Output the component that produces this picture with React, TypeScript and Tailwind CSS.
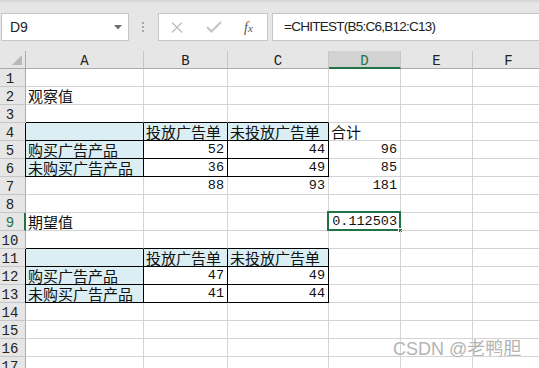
import React from "react";

type Cell = {
  t?: string;
  num?: boolean;
  fill?: boolean;
  bR?: boolean;
  bB?: boolean;
  bL?: boolean;
  sel?: boolean;
};

const CJK = { fontFamily: '"Noto Sans CJK SC", "Noto Sans", sans-serif' };
const MONO = { fontFamily: '"Liberation Mono", "DejaVu Sans Mono", monospace' };

function buildRows(): Cell[][] {
  const rows: Cell[][] = [];
  for (let r = 1; r <= 17; r++) {
    rows.push([{}, {}, {}, {}, {}, {}]);
  }
  const set = (r: number, c: number, v: Cell) => {
    rows[r - 1][c] = { ...rows[r - 1][c], ...v };
  };
  set(2, 0, { t: "观察值" });
  [3, 10].forEach((r) => {
    for (let c = 0; c < 3; c++) set(r, c, { bB: true });
  });
  [4, 5, 6, 11, 12, 13].forEach((r) => {
    for (let c = 0; c < 3; c++) set(r, c, { bB: true, bR: true });
    set(r, 0, { bL: true });
  });
  set(4, 0, { fill: true });
  set(4, 1, { t: "投放广告单", fill: true });
  set(4, 2, { t: "未投放广告单", fill: true });
  set(4, 3, { t: "合计" });
  set(5, 0, { t: "购买广告产品", fill: true });
  set(5, 1, { t: "52", num: true });
  set(5, 2, { t: "44", num: true });
  set(5, 3, { t: "96", num: true });
  set(6, 0, { t: "未购买广告产品", fill: true });
  set(6, 1, { t: "36", num: true });
  set(6, 2, { t: "49", num: true });
  set(6, 3, { t: "85", num: true });
  set(7, 1, { t: "88", num: true });
  set(7, 2, { t: "93", num: true });
  set(7, 3, { t: "181", num: true });
  set(9, 0, { t: "期望值" });
  set(9, 3, { t: "0.112503", num: true, sel: true });
  set(11, 0, { fill: true });
  set(11, 1, { t: "投放广告单", fill: true });
  set(11, 2, { t: "未投放广告单", fill: true });
  set(12, 0, { t: "购买广告产品", fill: true });
  set(12, 1, { t: "47", num: true });
  set(12, 2, { t: "49", num: true });
  set(13, 0, { t: "未购买广告产品", fill: true });
  set(13, 1, { t: "41", num: true });
  set(13, 2, { t: "44", num: true });
  return rows;
}

function Toolbar() {
  return (
    <div className="relative h-[51px] bg-[#e6e6e6] flex items-start">
      <div className="absolute left-0 right-0 top-0 h-[3px] bg-gradient-to-b from-[#d2d2d2] to-[#e6e6e6]" />
      <div
        className="mt-[13px] ml-[1px] w-[128px] h-[28px] bg-white border border-[#c6c6c6] flex items-center justify-between pl-[8px] pr-[6px]"
        style={{ fontFamily: '"Liberation Sans", Arial, sans-serif' }}
      >
        <span className="text-[14px] text-[#222]">D9</span>
        <svg width="8" height="5" viewBox="0 0 8 5">
          <path d="M0 0 L8 0 L4 4.5 Z" fill="#6f6f6f" />
        </svg>
      </div>
      <div className="mt-[22px] ml-[13px] w-[2px] flex flex-col gap-[2px]">
        <div className="w-[2px] h-[2px] bg-[#a8a8a8]" />
        <div className="w-[2px] h-[2px] bg-[#a8a8a8]" />
        <div className="w-[2px] h-[2px] bg-[#a8a8a8]" />
      </div>
      <div className="mt-[13px] ml-[14px] w-[110px] h-[28px] bg-white border border-[#c6c6c6] flex items-center">
        <svg className="ml-[12px]" width="12" height="11" viewBox="0 0 12 11">
          <path d="M1 0.5 L11 10.5 M11 0.5 L1 10.5" stroke="#bdbdbd" strokeWidth="1.3" />
        </svg>
        <svg className="ml-[23px]" width="16" height="12" viewBox="0 0 16 12">
          <path d="M1 6 L5.5 10.5 L15 1" stroke="#c3c3c3" strokeWidth="2" fill="none" />
        </svg>
        <span
          className="ml-[22px] text-[14px] italic text-[#555]"
          style={{ fontFamily: '"Liberation Serif", "Times New Roman", serif' }}
        >
          f<span className="text-[11px]">x</span>
        </span>
      </div>
      <div
        className="mt-[13px] ml-[4px] flex-1 h-[28px] bg-white border border-[#c6c6c6] border-r-0 flex items-center pl-[11px] text-[13.5px] text-[#222] tracking-[-0.75px]"
        style={{ fontFamily: '"Liberation Sans", Arial, sans-serif' }}
      >
        =CHITEST(B5:C6,B12:C13)
      </div>
    </div>
  );
}

export default function App() {
  const rows = buildRows();
  const letters = ["A", "B", "C", "D", "E", "F"];
  return (
    <div className="relative w-[539px] h-[368px] overflow-hidden bg-white">
      <Toolbar />
      <div className="grid grid-cols-[26px_118px_84px_101px_72px_72px_72px] auto-rows-[18px]">
        <div className="relative bg-[#e6e6e6] border-r border-b border-[#ababab]">
          <svg className="absolute right-[3px] bottom-[3px]" width="10" height="10" viewBox="0 0 10 10">
            <path d="M10 0 L10 10 L0 10 Z" fill="#b8b8b8" />
          </svg>
        </div>
        {letters.map((l, i) => (
          <div
            key={l}
            className={
              i === 3
                ? "bg-[#d2d2d2] border-r border-[#c6c6c6] border-b-2 border-b-[#217346] text-[#217346] flex items-center justify-center text-[14px] leading-none"
                : "bg-[#e6e6e6] border-r border-[#c6c6c6] border-b border-b-[#ababab] text-[#222] flex items-center justify-center text-[14px] leading-none"
            }
            style={MONO}
          >
            <span className="mt-[3px]">{l}</span>
          </div>
        ))}
        {rows.map((row, ri) => {
          const rn = ri + 1;
          return (
            <React.Fragment key={rn}>
              <div
                className={
                  rn === 9
                    ? "bg-[#e6e6e6] border-b border-[#c6c6c6] border-r-2 border-r-[#217346] text-[#217346] flex items-center justify-center pr-[5px] pl-[1px] text-[14px] leading-none"
                    : "bg-[#e6e6e6] border-b border-[#c6c6c6] border-r border-r-[#ababab] text-[#222] flex items-center justify-center pr-[5px] text-[14px] leading-none"
                }
                style={MONO}
              >
                <span className="mt-[3px]">{rn}</span>
              </div>
              {row.map((c, ci) => {
                const cls = [
                  "relative flex items-end whitespace-nowrap text-[#111]",
                  c.bR ? "border-r border-r-black" : "border-r border-r-[#d4d4d4]",
                  c.bB ? "border-b border-b-black" : "border-b border-b-[#d4d4d4]",
                  c.bL ? "shadow-[-1px_0_0_#000]" : "",
                  c.fill ? "bg-[#daeef3]" : "",
                  c.num ? "justify-end pr-[3px] text-[13.5px] leading-[15px]" : "pl-[2px] text-[15px] leading-[17px]",
                ].join(" ");
                return (
                  <div key={ci} className={cls} style={c.num ? MONO : CJK}>
                    {c.t ? <span className={c.num ? "mb-[1px]" : ""}>{c.t}</span> : null}
                    {c.sel ? (
                      <>
                        <div className="absolute left-[-2px] top-[-2px] right-[-1px] bottom-[-1px] border-2 border-[#217346]" />
                        <div className="absolute right-[-3px] bottom-[-3px] w-[5px] h-[5px] bg-[#217346] border border-white" />
                      </>
                    ) : null}
                  </div>
                );
              })}
            </React.Fragment>
          );
        })}
      </div>
      <div
        className="absolute left-[393px] top-[334px] text-[18px] text-[#b4b4b4] whitespace-nowrap"
        style={{ textShadow: "0 0 1px #fff, 0 0 1px #fff", fontFamily: '"Liberation Sans", Arial, sans-serif' }}
      >
        CSDN @<span style={CJK}>老鸭胆</span>
      </div>
    </div>
  );
}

....

» **BRIEF**: Give the data above again in full and unchanged, skipping the pictures.

» **OUTPUT FOR THIS TASK**:
Output the component that produces this picture with React, TypeScript and Tailwind CSS.
import React from "react";

type Cell = {
  t?: string;
  num?: boolean;
  fill?: boolean;
  bR?: boolean;
  bB?: boolean;
  bL?: boolean;
  sel?: boolean;
};

const CJK = { fontFamily: '"Noto Sans CJK SC", "Noto Sans", sans-serif' };
const MONO = { fontFamily: '"Liberation Mono", "DejaVu Sans Mono", monospace' };

function buildRows(): Cell[][] {
  const rows: Cell[][] = [];
  for (let r = 1; r <= 17; r++) {
    rows.push([{}, {}, {}, {}, {}, {}]);
  }
  const set = (r: number, c: number, v: Cell) => {
    rows[r - 1][c] = { ...rows[r - 1][c], ...v };
  };
  set(2, 0, { t: "观察值" });
  [3, 10].forEach((r) => {
    for (let c = 0; c < 3; c++) set(r, c, { bB: true });
  });
  [4, 5, 6, 11, 12, 13].forEach((r) => {
    for (let c = 0; c < 3; c++) set(r, c, { bB: true, bR: true });
    set(r, 0, { bL: true });
  });
  set(4, 0, { fill: true });
  set(4, 1, { t: "投放广告单", fill: true });
  set(4, 2, { t: "未投放广告单", fill: true });
  set(4, 3, { t: "合计" });
  set(5, 0, { t: "购买广告产品", fill: true });
  set(5, 1, { t: "52", num: true });
  set(5, 2, { t: "44", num: true });
  set(5, 3, { t: "96", num: true });
  set(6, 0, { t: "未购买广告产品", fill: true });
  set(6, 1, { t: "36", num: true });
  set(6, 2, { t: "49", num: true });
  set(6, 3, { t: "85", num: true });
  set(7, 1, { t: "88", num: true });
  set(7, 2, { t: "93", num: true });
  set(7, 3, { t: "181", num: true });
  set(9, 0, { t: "期望值" });
  set(9, 3, { t: "0.112503", num: true, sel: true });
  set(11, 0, { fill: true });
  set(11, 1, { t: "投放广告单", fill: true });
  set(11, 2, { t: "未投放广告单", fill: true });
  set(12, 0, { t: "购买广告产品", fill: true });
  set(12, 1, { t: "47", num: true });
  set(12, 2, { t: "49", num: true });
  set(13, 0, { t: "未购买广告产品", fill: true });
  set(13, 1, { t: "41", num: true });
  set(13, 2, { t: "44", num: true });
  return rows;
}

function Toolbar() {
  return (
    <div className="relative h-[51px] bg-[#e6e6e6] flex items-start">
      <div className="absolute left-0 right-0 top-0 h-[3px] bg-gradient-to-b from-[#d2d2d2] to-[#e6e6e6]" />
      <div
        className="mt-[13px] ml-[1px] w-[128px] h-[28px] bg-white border border-[#c6c6c6] flex items-center justify-between pl-[8px] pr-[6px]"
        style={{ fontFamily: '"Liberation Sans", Arial, sans-serif' }}
      >
        <span className="text-[14px] text-[#222]">D9</span>
        <svg width="8" height="5" viewBox="0 0 8 5">
          <path d="M0 0 L8 0 L4 4.5 Z" fill="#6f6f6f" />
        </svg>
      </div>
      <div className="mt-[22px] ml-[13px] w-[2px] flex flex-col gap-[2px]">
        <div className="w-[2px] h-[2px] bg-[#a8a8a8]" />
        <div className="w-[2px] h-[2px] bg-[#a8a8a8]" />
        <div className="w-[2px] h-[2px] bg-[#a8a8a8]" />
      </div>
      <div className="mt-[13px] ml-[14px] w-[110px] h-[28px] bg-white border border-[#c6c6c6] flex items-center">
        <svg className="ml-[12px]" width="12" height="11" viewBox="0 0 12 11">
          <path d="M1 0.5 L11 10.5 M11 0.5 L1 10.5" stroke="#bdbdbd" strokeWidth="1.3" />
        </svg>
        <svg className="ml-[23px]" width="16" height="12" viewBox="0 0 16 12">
          <path d="M1 6 L5.5 10.5 L15 1" stroke="#c3c3c3" strokeWidth="2" fill="none" />
        </svg>
        <span
          className="ml-[22px] text-[14px] italic text-[#555]"
          style={{ fontFamily: '"Liberation Serif", "Times New Roman", serif' }}
        >
          f<span className="text-[11px]">x</span>
        </span>
      </div>
      <div
        className="mt-[13px] ml-[4px] flex-1 h-[28px] bg-white border border-[#c6c6c6] border-r-0 flex items-center pl-[11px] text-[13.5px] text-[#222] tracking-[-0.75px]"
        style={{ fontFamily: '"Liberation Sans", Arial, sans-serif' }}
      >
        =CHITEST(B5:C6,B12:C13)
      </div>
    </div>
  );
}

export default function App() {
  const rows = buildRows();
  const letters = ["A", "B", "C", "D", "E", "F"];
  return (
    <div className="relative w-[539px] h-[368px] overflow-hidden bg-white">
      <Toolbar />
      <div className="grid grid-cols-[26px_118px_84px_101px_72px_72px_72px] auto-rows-[18px]">
        <div className="relative bg-[#e6e6e6] border-r border-b border-[#ababab]">
          <svg className="absolute right-[3px] bottom-[3px]" width="10" height="10" viewBox="0 0 10 10">
            <path d="M10 0 L10 10 L0 10 Z" fill="#b8b8b8" />
          </svg>
        </div>
        {letters.map((l, i) => (
          <div
            key={l}
            className={
              i === 3
                ? "bg-[#d2d2d2] border-r border-[#c6c6c6] border-b-2 border-b-[#217346] text-[#217346] flex items-center justify-center text-[14px] leading-none"
                : "bg-[#e6e6e6] border-r border-[#c6c6c6] border-b border-b-[#ababab] text-[#222] flex items-center justify-center text-[14px] leading-none"
            }
            style={MONO}
          >
            <span className="mt-[3px]">{l}</span>
          </div>
        ))}
        {rows.map((row, ri) => {
          const rn = ri + 1;
          return (
            <React.Fragment key={rn}>
              <div
                className={
                  rn === 9
                    ? "bg-[#e6e6e6] border-b border-[#c6c6c6] border-r-2 border-r-[#217346] text-[#217346] flex items-center justify-center pr-[5px] pl-[1px] text-[14px] leading-none"
                    : "bg-[#e6e6e6] border-b border-[#c6c6c6] border-r border-r-[#ababab] text-[#222] flex items-center justify-center pr-[5px] text-[14px] leading-none"
                }
                style={MONO}
              >
                <span className="mt-[3px]">{rn}</span>
              </div>
              {row.map((c, ci) => {
                const cls = [
                  "relative flex items-end whitespace-nowrap text-[#111]",
                  c.bR ? "border-r border-r-black" : "border-r border-r-[#d4d4d4]",
                  c.bB ? "border-b border-b-black" : "border-b border-b-[#d4d4d4]",
                  c.bL ? "shadow-[-1px_0_0_#000]" : "",
                  c.fill ? "bg-[#daeef3]" : "",
                  c.num ? "justify-end pr-[3px] text-[13.5px] leading-[15px]" : "pl-[2px] text-[15px] leading-[17px]",
                ].join(" ");
                return (
                  <div key={ci} className={cls} style={c.num ? MONO : CJK}>
                    {c.t ? <span className={c.num ? "mb-[1px]" : ""}>{c.t}</span> : null}
                    {c.sel ? (
                      <>
                        <div className="absolute left-[-2px] top-[-2px] right-[-1px] bottom-[-1px] border-2 border-[#217346]" />
                        <div className="absolute right-[-3px] bottom-[-3px] w-[5px] h-[5px] bg-[#217346] border border-white" />
                      </>
                    ) : null}
                  </div>
                );
              })}
            </React.Fragment>
          );
        })}
      </div>
      <div
        className="absolute left-[393px] top-[334px] text-[18px] text-[#b4b4b4] whitespace-nowrap"
        style={{ textShadow: "0 0 1px #fff, 0 0 1px #fff", fontFamily: '"Liberation Sans", Arial, sans-serif' }}
      >
        CSDN @<span style={CJK}>老鸭胆</span>
      </div>
    </div>
  );
}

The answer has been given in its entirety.